BARROS, Alice de Almeida. Hábitos no habitar. Hábitos de morar e a criação do espaço arquitetônico. Drops, São Paulo, ano 12, n. 057.04, Vitruvius, jun. 2012 <https://vitruvius.com.br/revistas/read/drops/12.057/4386>.


Os indivíduos se relacionam com suas habitações construindo diferentes hábitos de morar que são reflexos de como vivem. Enquanto palco das diferentes manifestações da vida humana com toda a sua diversidade social, cultural e econômica, a arquitetura passa a produzir sensações e significados, assumindo também uma dimensão simbólica, como resultado de um sentimento de pertencimento do indivíduo com seu lugar de moradia. Neste sentido o espaço arquitetônico se faz presente como abrigo de experiências, e dos hábitos inerentes às diversas formas de morar.

A arquitetura é o espaço físico, concreto e palpável que cria um elo entre o homem e o mundo. Dentro desse espaço a vida de cada indivíduo se desenrola no percurso do tempo em meio a atividades do cotidiano. Para o arquiteto Juhani Pallasmaa (1) “a arquitetura é nosso principal instrumento de relação com o espaço e o tempo (...) ela domestica o espaço ilimitado e o tempo infinito, tornando-o tolerável, habitável e compreensível para a humanidade”.

Recorta-se um território e nele são erguidos elementos que o limitam, em seguida este espaço é preenchido de objetos e pessoas, a casa passa então a existir. Um abrigo, lar, a segunda pele do homem, é a propriedade do indivíduo que nela acolhe seus bens e suas histórias. Ao entrar em contato com este lugar o corpo passa a captar impressões e vivenciar diferentes experiências. “A ideia de lugar diferencia-se da de espaço pela presença da experiência por parte do corpo humano” (2).

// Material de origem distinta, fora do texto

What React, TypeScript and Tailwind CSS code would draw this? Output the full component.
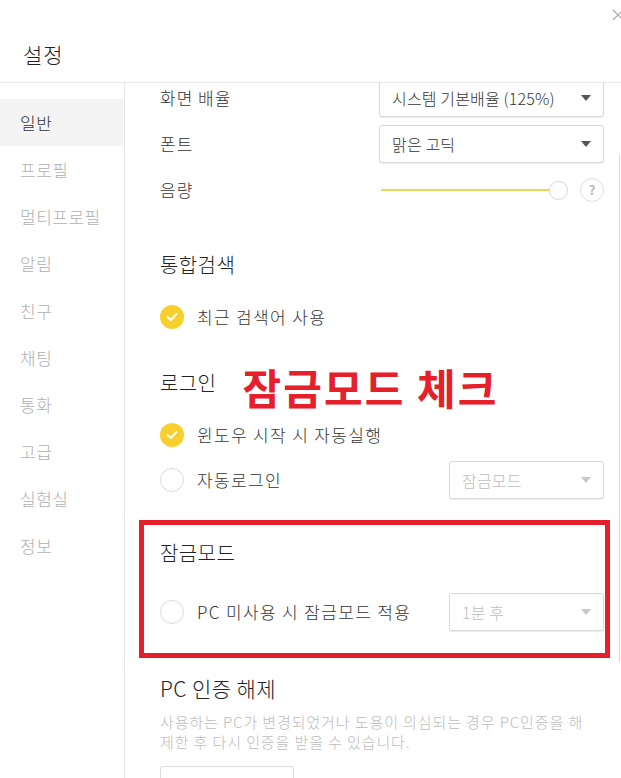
import React from "react";

const menu = ["일반", "프로필", "멀티프로필", "알림", "친구", "채팅", "통화", "고급", "실험실", "정보"];

function Caret({ disabled }: { disabled?: boolean }) {
  return (
    <svg width="10" height="6" viewBox="0 0 10 6" className="shrink-0">
      <path d="M0 0 L10 0 L5 6 Z" fill={disabled ? "#c8c8c8" : "#555"} />
    </svg>
  );
}

function Select({ value, width, disabled }: { value: string; width: string; disabled?: boolean }) {
  return (
    <div
      className={`${width} h-[38px] flex items-center justify-between pl-3 pr-[12px] border border-[#d9d9d9] rounded-[3px] bg-white shadow-[0_1px_1px_rgba(0,0,0,0.08)]`}
    >
      <span className={`text-[16px] font-light tracking-[0.01em] ${disabled ? "text-[#bdbdbd]" : "text-[#333]"}`}>{value}</span>
      <Caret disabled={disabled} />
    </div>
  );
}

function Check({ checked, label }: { checked: boolean; label: string }) {
  return (
    <div className="flex items-center gap-[13px]">
      {checked ? (
        <span className="w-[24px] h-[24px] rounded-full bg-[#f9cf2d] flex items-center justify-center">
          <svg width="12" height="10" viewBox="0 0 12 10">
            <path d="M1.5 5 L4.8 8 L10.5 2" stroke="#fff" strokeWidth="2" fill="none" strokeLinecap="round" strokeLinejoin="round" />
          </svg>
        </span>
      ) : (
        <span className="w-[24px] h-[24px] rounded-full border border-[#dcdcdc] bg-white" />
      )}
      <span className="text-[17px] font-light tracking-[0.08em] text-[#333]">{label}</span>
    </div>
  );
}

export default function App() {
  return (
    <div
      className="relative w-[621px] h-[778px] bg-white overflow-hidden flex flex-col"
      style={{ fontFamily: '"Noto Sans CJK KR", "Noto Sans", sans-serif' }}
    >
      {/* header */}
      <div className="h-[83px] shrink-0 border-b border-[#e6e6e6] flex items-end pb-[14px] pl-[23px]">
        <h1 className="text-[21px] font-light leading-[28px] tracking-[0.04em] text-[#222]">설정</h1>
      </div>
      <svg width="12" height="12" viewBox="0 0 12 12" className="absolute top-[9px] left-[612px]">
        <path d="M1 1 L11 11 M11 1 L1 11" stroke="#a8a8a8" strokeWidth="1.2" />
      </svg>

      <div className="flex flex-1 min-h-0">
        {/* sidebar */}
        <aside className="w-[125px] shrink-0 border-r border-[#e6e6e6] pt-[16px]">
          {menu.map((m, i) => (
            <div
              key={m}
              className={`h-[47px] flex items-center pl-[20px] text-[17px] font-light tracking-[0.03em] ${
                i === 0 ? "bg-[#f4f4f4] text-[#333]" : "text-[#b0b0b0]"
              }`}
            >
              {m}
            </div>
          ))}
        </aside>

        {/* content */}
        <main className="relative flex-1 overflow-hidden pl-[35px] pr-[17px]">
          <div className="-mt-[4px]">
            <div className="h-[38px] flex items-center justify-between">
              <span className="text-[17px] font-light tracking-[0.06em] text-[#333]">화면 배율</span>
              <Select value="시스템 기본배율 (125%)" width="w-[225px]" />
            </div>
            <div className="mt-[8px] h-[38px] flex items-center justify-between">
              <span className="text-[17px] font-light tracking-[0.06em] text-[#333]">폰트</span>
              <Select value="맑은 고딕" width="w-[225px]" />
            </div>
            <div className="mt-[8px] h-[38px] flex items-center justify-between">
              <span className="text-[17px] font-light tracking-[0.06em] text-[#333]">음량</span>
              <div className="w-[223px] flex items-center">
                <div className="flex-1 h-[2px] bg-[#f0d45c]" />
                <span className="w-[19px] h-[19px] rounded-full border border-[#d6d6d6] bg-white" />
                <span className="ml-[12px] w-[24px] h-[24px] rounded-full border border-[#e0e0e0] flex items-center justify-center text-[13px] font-bold text-[#b8b8b8]">
                  ?
                </span>
              </div>
            </div>

            <h2 className="mt-[42px] text-[20px] font-light leading-[28px] tracking-[0.02em] text-[#222]">통합검색</h2>
            <div className="mt-[19px] h-[38px] flex items-center">
              <Check checked label="최근 검색어 사용" />
            </div>

            <div className="mt-[33px] h-[28px] flex items-center">
              <h2 className="text-[20px] font-light leading-[28px] tracking-[0.02em] text-[#222]">로그인</h2>
              <span className="ml-[26px] text-[42px] leading-none font-bold tracking-[0.05em] text-[#e5202b] mt-[8px]">
                잠금모드 체크
              </span>
            </div>
            <div className="mt-[19px] h-[38px] flex items-center">
              <Check checked label="윈도우 시작 시 자동실행" />
            </div>
            <div className="mt-[7px] h-[38px] flex items-center justify-between">
              <Check checked={false} label="자동로그인" />
              <Select value="잠금모드" width="w-[155px]" disabled />
            </div>

            <section className="mt-[21px] -ml-[21px] -mr-[6px] border-[5px] border-[#e5202b] pl-[16px] pr-[1px] pt-[14px] pb-[22px]">
              <h2 className="text-[20px] font-light leading-[28px] tracking-[0.02em] text-[#222]">잠금모드</h2>
              <div className="mt-[26px] h-[38px] flex items-center justify-between">
                <Check checked={false} label="PC 미사용 시 잠금모드 적용" />
                <Select value="1분 후" width="w-[155px]" disabled />
              </div>
            </section>

            <h2 className="mt-[16px] text-[21px] font-light leading-[28px] tracking-[0.02em] text-[#222]">PC 인증 해제</h2>
            <p className="mt-[10px] text-[15px] font-light leading-[20px] tracking-[0.06em] text-[#bcbcbc]">
              사용하는 PC가 변경되었거나 도용이 의심되는 경우 PC인증을 해
              <br />
              제한 후 다시 인증을 받을 수 있습니다.
            </p>
            <button className="mt-[14px] w-[134px] h-[40px] border border-[#dcdcdc] rounded-[3px] bg-white" />
          </div>

          {/* scrollbar edge */}
          <div className="absolute left-[494px] top-[72px] w-px h-[507px] bg-[#d8d8d8]" />
        </main>
      </div>
    </div>
  );
}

A casa vai além da estrutura física que combina piso, paredes e teto, ela é a extensão da vida de quem nela habita. Cada indivíduo vivencia histórias no interior do espaço construído, o que torna a arquitetura um lugar repleto de significado. “Pertencemos muito mais às nossas casas do que elas nos pertencem” (3). A casa é onde o indivíduo passa a existir, onde pode abrigar-se e realizar diferentes ações. “A casa abriga o devaneio, a casa protege o sonhador, a casa nos permite sonhar em paz” (4).

A casa é um “rizoma, uma multiplicidade” de espaços, funções, hábitos, que ultrapassa os limites das paredes devido às diferentes “linhas de fuga” (5). No mundo contemporâneo atividades antes reservadas ao espaço privado da moradia extrapolam os limites físicos e chegam à rua. “É nesse sentido que a sociedade desterritorializa (...) inventa o trabalho, a residência secundária, os deslocamentos, os lazeres” (6). Assim a casa faz rizoma com o mundo.

No momento que a casa se conecta ao mundo, os indivíduos vão além do espaço interior da moradia e a relação amplia para o exterior, as atividades vividas dentro da habitação, os hábitos construídos no dia a dia passam a dialogar com o exterior extrapolando o espaço da casa. Assim surge o interesse de compreender o que são os hábitos de morar, como eles surgem, onde acontecem e como se modificam. Para tanto o objeto empírico é a cidade de Maceió e seus diferentes perfis de habitações (condomínios horizontais fechados de alto padrão e conjunto habitacional de interesse social).

O que são os hábitos de morar?

Hábito é o uso, costume, uma maneira de viver, o modo constante de comportar-se e de agir. É praticado por indivíduos ao longo de suas vidas nos mais diversos lugares, em casa, no trabalho, no local de lazer. A vida do homem é repleta de hábitos que ele realiza em diferentes momentos, individualmente, em comunidade e sociedade. São necessários para a sobrevivência biológica (comer, dormir, por exemplo) de sua espécie (relação sexual, reprodução, por exemplo) e social (relacionamento com os outros indivíduos).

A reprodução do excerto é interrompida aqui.